### Work to do
What follows is a set of entries. Give them again exactly, without the pictures.

### Material
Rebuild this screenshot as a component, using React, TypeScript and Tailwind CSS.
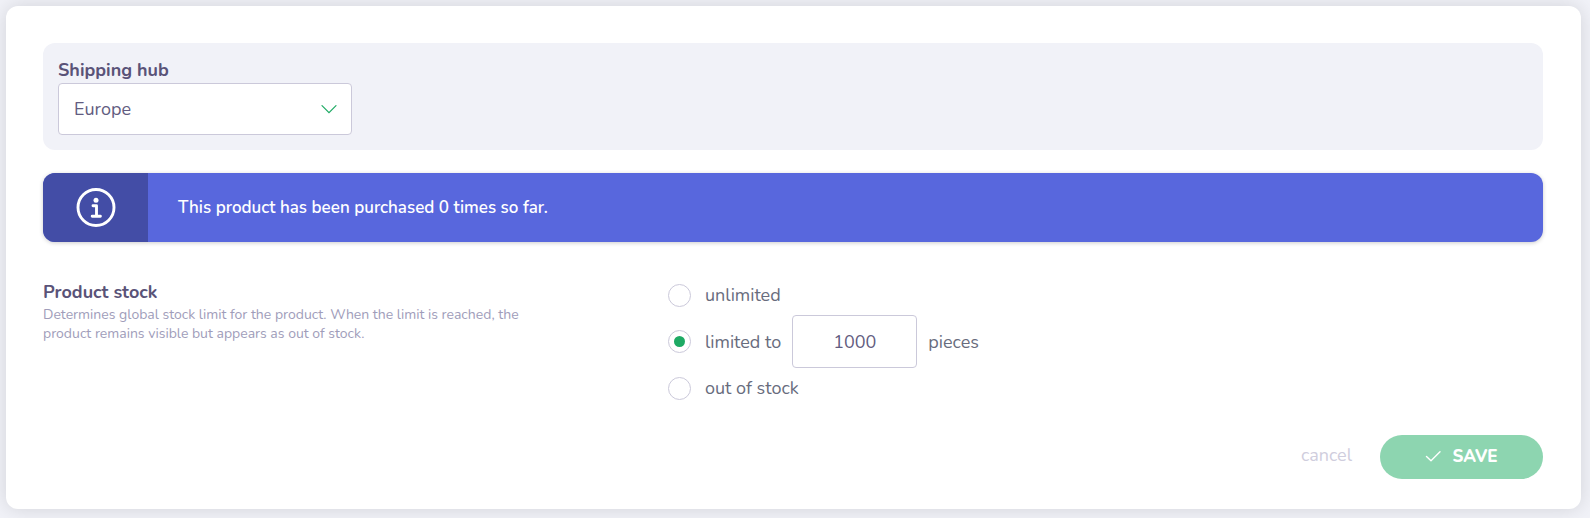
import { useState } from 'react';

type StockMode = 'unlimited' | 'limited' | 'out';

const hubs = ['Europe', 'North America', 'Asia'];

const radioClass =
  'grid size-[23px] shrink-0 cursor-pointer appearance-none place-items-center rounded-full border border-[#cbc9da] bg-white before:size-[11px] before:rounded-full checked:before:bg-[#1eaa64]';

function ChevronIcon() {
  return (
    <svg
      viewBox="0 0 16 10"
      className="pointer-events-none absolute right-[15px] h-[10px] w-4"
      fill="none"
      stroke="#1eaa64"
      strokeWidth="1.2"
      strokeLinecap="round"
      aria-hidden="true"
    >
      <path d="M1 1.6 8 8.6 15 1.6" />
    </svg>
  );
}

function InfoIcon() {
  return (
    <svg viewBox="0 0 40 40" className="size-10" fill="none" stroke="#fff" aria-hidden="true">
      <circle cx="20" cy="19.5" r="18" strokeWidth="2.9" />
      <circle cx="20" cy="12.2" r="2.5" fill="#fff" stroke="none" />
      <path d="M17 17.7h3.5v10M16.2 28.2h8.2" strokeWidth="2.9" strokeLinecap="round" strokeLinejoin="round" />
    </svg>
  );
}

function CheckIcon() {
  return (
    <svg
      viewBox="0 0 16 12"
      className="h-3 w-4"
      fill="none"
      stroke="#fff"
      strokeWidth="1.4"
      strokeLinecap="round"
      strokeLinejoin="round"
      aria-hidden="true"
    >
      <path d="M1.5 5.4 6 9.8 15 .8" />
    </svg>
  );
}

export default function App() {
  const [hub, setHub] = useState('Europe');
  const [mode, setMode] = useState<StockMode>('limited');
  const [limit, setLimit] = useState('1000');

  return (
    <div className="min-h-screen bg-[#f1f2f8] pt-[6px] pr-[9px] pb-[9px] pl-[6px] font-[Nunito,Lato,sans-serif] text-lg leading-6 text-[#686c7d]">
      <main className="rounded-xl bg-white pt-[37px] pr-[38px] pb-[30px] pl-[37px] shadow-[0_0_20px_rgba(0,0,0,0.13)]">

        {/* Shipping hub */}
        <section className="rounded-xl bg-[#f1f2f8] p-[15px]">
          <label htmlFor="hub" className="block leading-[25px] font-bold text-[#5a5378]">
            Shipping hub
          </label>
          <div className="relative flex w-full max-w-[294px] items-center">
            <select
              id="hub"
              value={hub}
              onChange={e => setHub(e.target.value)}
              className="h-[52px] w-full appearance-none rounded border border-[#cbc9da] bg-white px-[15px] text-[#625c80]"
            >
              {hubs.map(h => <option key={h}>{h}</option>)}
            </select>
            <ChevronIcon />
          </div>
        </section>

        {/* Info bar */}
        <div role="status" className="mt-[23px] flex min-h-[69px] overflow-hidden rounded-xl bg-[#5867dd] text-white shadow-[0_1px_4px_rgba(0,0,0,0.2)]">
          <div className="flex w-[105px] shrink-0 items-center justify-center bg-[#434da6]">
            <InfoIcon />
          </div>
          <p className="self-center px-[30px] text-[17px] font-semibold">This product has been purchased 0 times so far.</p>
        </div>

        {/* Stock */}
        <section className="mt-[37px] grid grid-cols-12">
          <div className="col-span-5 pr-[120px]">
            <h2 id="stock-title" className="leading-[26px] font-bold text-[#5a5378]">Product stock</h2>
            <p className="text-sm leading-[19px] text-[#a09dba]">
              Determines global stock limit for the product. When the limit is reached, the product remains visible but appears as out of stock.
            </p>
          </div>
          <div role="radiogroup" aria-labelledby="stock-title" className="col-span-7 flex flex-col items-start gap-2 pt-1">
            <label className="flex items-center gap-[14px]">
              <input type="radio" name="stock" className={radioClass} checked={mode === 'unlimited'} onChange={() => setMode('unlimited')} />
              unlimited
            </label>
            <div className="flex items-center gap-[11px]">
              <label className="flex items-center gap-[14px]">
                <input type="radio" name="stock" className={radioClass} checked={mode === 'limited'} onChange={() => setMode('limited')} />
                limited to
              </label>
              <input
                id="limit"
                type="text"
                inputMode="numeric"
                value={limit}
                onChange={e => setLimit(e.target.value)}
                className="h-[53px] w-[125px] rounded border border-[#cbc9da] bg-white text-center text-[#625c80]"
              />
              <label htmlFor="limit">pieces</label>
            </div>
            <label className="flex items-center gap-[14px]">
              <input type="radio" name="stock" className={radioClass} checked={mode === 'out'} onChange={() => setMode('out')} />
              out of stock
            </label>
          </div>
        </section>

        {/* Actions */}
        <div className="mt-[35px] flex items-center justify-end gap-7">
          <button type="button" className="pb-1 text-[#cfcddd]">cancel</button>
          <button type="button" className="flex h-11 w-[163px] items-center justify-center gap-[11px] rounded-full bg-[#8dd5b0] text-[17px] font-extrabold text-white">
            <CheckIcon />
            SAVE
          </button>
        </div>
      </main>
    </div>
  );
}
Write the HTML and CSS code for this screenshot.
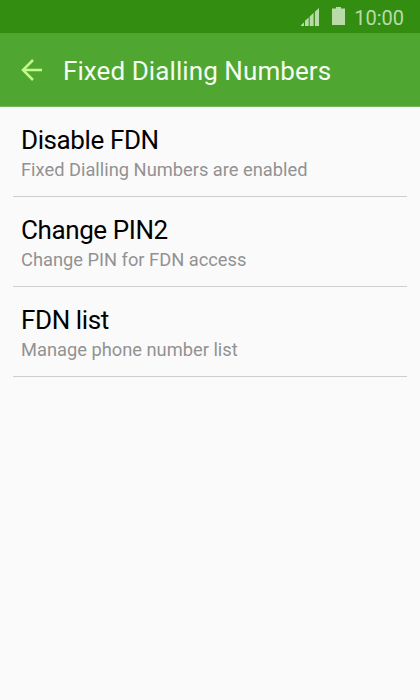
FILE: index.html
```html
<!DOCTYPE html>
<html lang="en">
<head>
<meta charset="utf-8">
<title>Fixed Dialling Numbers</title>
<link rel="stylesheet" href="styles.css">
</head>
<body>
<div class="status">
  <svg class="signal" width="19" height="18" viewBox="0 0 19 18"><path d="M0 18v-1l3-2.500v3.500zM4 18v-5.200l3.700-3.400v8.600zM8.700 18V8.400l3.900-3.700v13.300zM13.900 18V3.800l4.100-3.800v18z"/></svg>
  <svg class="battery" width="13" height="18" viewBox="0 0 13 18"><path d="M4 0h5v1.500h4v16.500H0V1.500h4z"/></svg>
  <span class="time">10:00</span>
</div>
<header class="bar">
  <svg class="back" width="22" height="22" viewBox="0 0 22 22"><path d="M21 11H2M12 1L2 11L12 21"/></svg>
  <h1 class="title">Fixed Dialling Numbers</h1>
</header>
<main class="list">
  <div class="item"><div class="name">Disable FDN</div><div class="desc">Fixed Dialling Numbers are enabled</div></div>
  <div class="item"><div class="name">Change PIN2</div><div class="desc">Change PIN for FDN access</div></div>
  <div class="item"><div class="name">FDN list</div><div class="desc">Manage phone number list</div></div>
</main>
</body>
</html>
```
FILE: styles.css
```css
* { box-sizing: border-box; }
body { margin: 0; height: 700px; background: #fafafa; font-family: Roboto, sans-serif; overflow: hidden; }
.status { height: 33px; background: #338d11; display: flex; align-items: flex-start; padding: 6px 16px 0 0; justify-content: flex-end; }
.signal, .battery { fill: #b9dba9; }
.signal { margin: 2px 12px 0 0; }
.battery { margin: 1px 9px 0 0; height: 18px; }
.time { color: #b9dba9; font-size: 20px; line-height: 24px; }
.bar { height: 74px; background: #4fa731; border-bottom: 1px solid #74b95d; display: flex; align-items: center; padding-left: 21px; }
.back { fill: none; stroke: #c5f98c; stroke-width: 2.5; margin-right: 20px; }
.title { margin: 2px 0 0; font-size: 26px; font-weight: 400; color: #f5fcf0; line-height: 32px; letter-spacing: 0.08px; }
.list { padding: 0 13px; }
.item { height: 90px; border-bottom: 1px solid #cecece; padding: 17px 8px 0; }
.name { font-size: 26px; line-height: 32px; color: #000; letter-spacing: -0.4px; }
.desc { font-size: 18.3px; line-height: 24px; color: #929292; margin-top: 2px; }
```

### Answer to this task
Rebuild this screenshot as a component, using React, TypeScript and Tailwind CSS.
import { useState } from 'react';

type StockMode = 'unlimited' | 'limited' | 'out';

const hubs = ['Europe', 'North America', 'Asia'];

const radioClass =
  'grid size-[23px] shrink-0 cursor-pointer appearance-none place-items-center rounded-full border border-[#cbc9da] bg-white before:size-[11px] before:rounded-full checked:before:bg-[#1eaa64]';

function ChevronIcon() {
  return (
    <svg
      viewBox="0 0 16 10"
      className="pointer-events-none absolute right-[15px] h-[10px] w-4"
      fill="none"
      stroke="#1eaa64"
      strokeWidth="1.2"
      strokeLinecap="round"
      aria-hidden="true"
    >
      <path d="M1 1.6 8 8.6 15 1.6" />
    </svg>
  );
}

function InfoIcon() {
  return (
    <svg viewBox="0 0 40 40" className="size-10" fill="none" stroke="#fff" aria-hidden="true">
      <circle cx="20" cy="19.5" r="18" strokeWidth="2.9" />
      <circle cx="20" cy="12.2" r="2.5" fill="#fff" stroke="none" />
      <path d="M17 17.7h3.5v10M16.2 28.2h8.2" strokeWidth="2.9" strokeLinecap="round" strokeLinejoin="round" />
    </svg>
  );
}

function CheckIcon() {
  return (
    <svg
      viewBox="0 0 16 12"
      className="h-3 w-4"
      fill="none"
      stroke="#fff"
      strokeWidth="1.4"
      strokeLinecap="round"
      strokeLinejoin="round"
      aria-hidden="true"
    >
      <path d="M1.5 5.4 6 9.8 15 .8" />
    </svg>
  );
}

export default function App() {
  const [hub, setHub] = useState('Europe');
  const [mode, setMode] = useState<StockMode>('limited');
  const [limit, setLimit] = useState('1000');

  return (
    <div className="min-h-screen bg-[#f1f2f8] pt-[6px] pr-[9px] pb-[9px] pl-[6px] font-[Nunito,Lato,sans-serif] text-lg leading-6 text-[#686c7d]">
      <main className="rounded-xl bg-white pt-[37px] pr-[38px] pb-[30px] pl-[37px] shadow-[0_0_20px_rgba(0,0,0,0.13)]">

        {/* Shipping hub */}
        <section className="rounded-xl bg-[#f1f2f8] p-[15px]">
          <label htmlFor="hub" className="block leading-[25px] font-bold text-[#5a5378]">
            Shipping hub
          </label>
          <div className="relative flex w-full max-w-[294px] items-center">
            <select
              id="hub"
              value={hub}
              onChange={e => setHub(e.target.value)}
              className="h-[52px] w-full appearance-none rounded border border-[#cbc9da] bg-white px-[15px] text-[#625c80]"
            >
              {hubs.map(h => <option key={h}>{h}</option>)}
            </select>
            <ChevronIcon />
          </div>
        </section>

        {/* Info bar */}
        <div role="status" className="mt-[23px] flex min-h-[69px] overflow-hidden rounded-xl bg-[#5867dd] text-white shadow-[0_1px_4px_rgba(0,0,0,0.2)]">
          <div className="flex w-[105px] shrink-0 items-center justify-center bg-[#434da6]">
            <InfoIcon />
          </div>
          <p className="self-center px-[30px] text-[17px] font-semibold">This product has been purchased 0 times so far.</p>
        </div>

        {/* Stock */}
        <section className="mt-[37px] grid grid-cols-12">
          <div className="col-span-5 pr-[120px]">
            <h2 id="stock-title" className="leading-[26px] font-bold text-[#5a5378]">Product stock</h2>
            <p className="text-sm leading-[19px] text-[#a09dba]">
              Determines global stock limit for the product. When the limit is reached, the product remains visible but appears as out of stock.
            </p>
          </div>
          <div role="radiogroup" aria-labelledby="stock-title" className="col-span-7 flex flex-col items-start gap-2 pt-1">
            <label className="flex items-center gap-[14px]">
              <input type="radio" name="stock" className={radioClass} checked={mode === 'unlimited'} onChange={() => setMode('unlimited')} />
              unlimited
            </label>
            <div className="flex items-center gap-[11px]">
              <label className="flex items-center gap-[14px]">
                <input type="radio" name="stock" className={radioClass} checked={mode === 'limited'} onChange={() => setMode('limited')} />
                limited to
              </label>
              <input
                id="limit"
                type="text"
                inputMode="numeric"
                value={limit}
                onChange={e => setLimit(e.target.value)}
                className="h-[53px] w-[125px] rounded border border-[#cbc9da] bg-white text-center text-[#625c80]"
              />
              <label htmlFor="limit">pieces</label>
            </div>
            <label className="flex items-center gap-[14px]">
              <input type="radio" name="stock" className={radioClass} checked={mode === 'out'} onChange={() => setMode('out')} />
              out of stock
            </label>
          </div>
        </section>

        {/* Actions */}
        <div className="mt-[35px] flex items-center justify-end gap-7">
          <button type="button" className="pb-1 text-[#cfcddd]">cancel</button>
          <button type="button" className="flex h-11 w-[163px] items-center justify-center gap-[11px] rounded-full bg-[#8dd5b0] text-[17px] font-extrabold text-white">
            <CheckIcon />
            SAVE
          </button>
        </div>
      </main>
    </div>
  );
}
Write the HTML and CSS code for this screenshot.
FILE: index.html
```html
<!DOCTYPE html>
<html lang="en">
<head>
<meta charset="utf-8">
<title>Fixed Dialling Numbers</title>
<link rel="stylesheet" href="styles.css">
</head>
<body>
<div class="status">
  <svg class="signal" width="19" height="18" viewBox="0 0 19 18"><path d="M0 18v-1l3-2.500v3.500zM4 18v-5.200l3.700-3.400v8.600zM8.700 18V8.400l3.900-3.700v13.300zM13.900 18V3.800l4.100-3.800v18z"/></svg>
  <svg class="battery" width="13" height="18" viewBox="0 0 13 18"><path d="M4 0h5v1.500h4v16.500H0V1.500h4z"/></svg>
  <span class="time">10:00</span>
</div>
<header class="bar">
  <svg class="back" width="22" height="22" viewBox="0 0 22 22"><path d="M21 11H2M12 1L2 11L12 21"/></svg>
  <h1 class="title">Fixed Dialling Numbers</h1>
</header>
<main class="list">
  <div class="item"><div class="name">Disable FDN</div><div class="desc">Fixed Dialling Numbers are enabled</div></div>
  <div class="item"><div class="name">Change PIN2</div><div class="desc">Change PIN for FDN access</div></div>
  <div class="item"><div class="name">FDN list</div><div class="desc">Manage phone number list</div></div>
</main>
</body>
</html>
```
FILE: styles.css
```css
* { box-sizing: border-box; }
body { margin: 0; height: 700px; background: #fafafa; font-family: Roboto, sans-serif; overflow: hidden; }
.status { height: 33px; background: #338d11; display: flex; align-items: flex-start; padding: 6px 16px 0 0; justify-content: flex-end; }
.signal, .battery { fill: #b9dba9; }
.signal { margin: 2px 12px 0 0; }
.battery { margin: 1px 9px 0 0; height: 18px; }
.time { color: #b9dba9; font-size: 20px; line-height: 24px; }
.bar { height: 74px; background: #4fa731; border-bottom: 1px solid #74b95d; display: flex; align-items: center; padding-left: 21px; }
.back { fill: none; stroke: #c5f98c; stroke-width: 2.5; margin-right: 20px; }
.title { margin: 2px 0 0; font-size: 26px; font-weight: 400; color: #f5fcf0; line-height: 32px; letter-spacing: 0.08px; }
.list { padding: 0 13px; }
.item { height: 90px; border-bottom: 1px solid #cecece; padding: 17px 8px 0; }
.name { font-size: 26px; line-height: 32px; color: #000; letter-spacing: -0.4px; }
.desc { font-size: 18.3px; line-height: 24px; color: #929292; margin-top: 2px; }
```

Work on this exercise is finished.